Thursday, 21 March 2013

Chaldean Catholic Church - Contemporary Issues

Kristian spoke of the history in Iraq of the Chaldean Catholic Church and its progenitor, the Church of the East. Kristian recognises the religious, social and political contributions of the Chaldean Catholic community to Iraqi Society during the 20th Century which are far greater than its minority demographic status might suggest.
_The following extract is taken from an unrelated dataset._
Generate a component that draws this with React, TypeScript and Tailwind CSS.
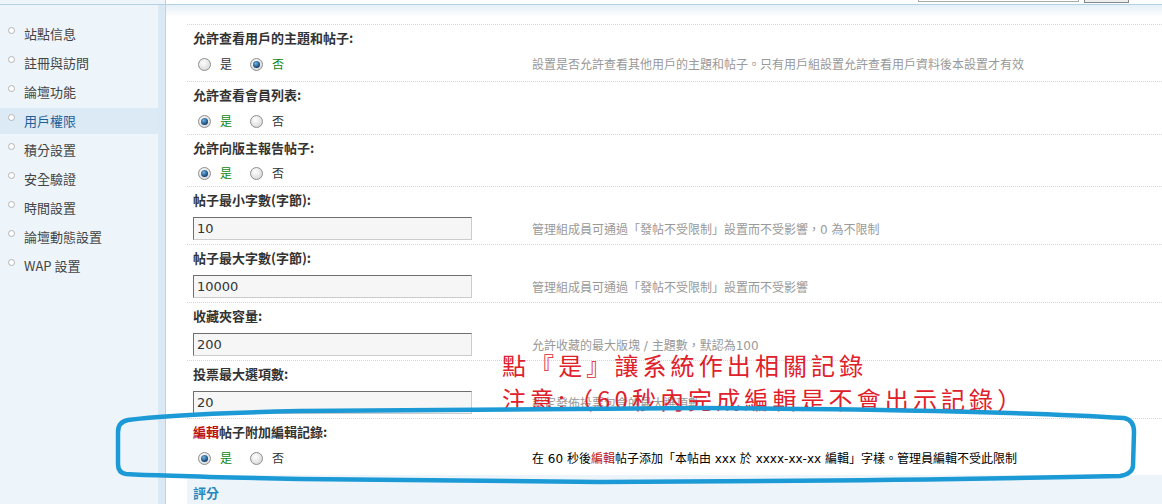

His paper describes the range of issues which have shaped the contribution of the Chaldean Church;
  • the rise of Assyrian nationalism in the Church of the East and its affects on political stability in the Christian community both in Iraq and Kurdistan.
  • the challenge in an Islamic society to remain safe where association with the West suggests a lack of commitment to Iraqi ideals of pan Arabism and dominance of Islam.
  • the power politics played out between the Sunni Kurdish peoples, the Shia' majority and the Southern Sunni minority of Iraqi particularly with the rise and fall of the Baath party.
  • the drive towards ecumenical relationships between the Roman Catholic and Chaldean Catholic churches and Church of the East in discussion over theology and liturgy as the increasing exodus of Christians from Iraq reduces political influence and ecclesial viability
  • the challenge to Church identities in the contemporary Middle East and the growth and development of  eastern churches in the diaspora in North America and Europe.
Kristian and others also commented on the woeful and damaging ignorance of international church and political leadership of the existence and challenge of the historical and contemporary churches whose origin is in the Middle East and the part that this community does continue to play in the lives of ordinary people.
At our Meeting 20th March 2013

1 comment:

  1. In a recent series of lectures by Rev. Dr. Nerses Nersessian, the issue of future of the Armenian Orthodox Church was raised..does it have a future as a National Church with a unique cultural identity and language in the face of an increasing diaspora particularly in the US who do not know Armenian and must have a translation into English in order to follow the liturgy. The nuances of the Armenian language are such that the meaning of the biblical text in Armenian has subtle values which are lost in translation because of the difference in vocabulary. Since the language is old and derives principally from Syriac (Aramaic is a part of that language group- the language of Jesus), there is a closeness to the original meaning which English translations of an earlier Greek text might lose. There is therefore much to be lost in the syncretism of the culture of an original church community with a Latin Catholic tradition but perhaps this is just inevitable.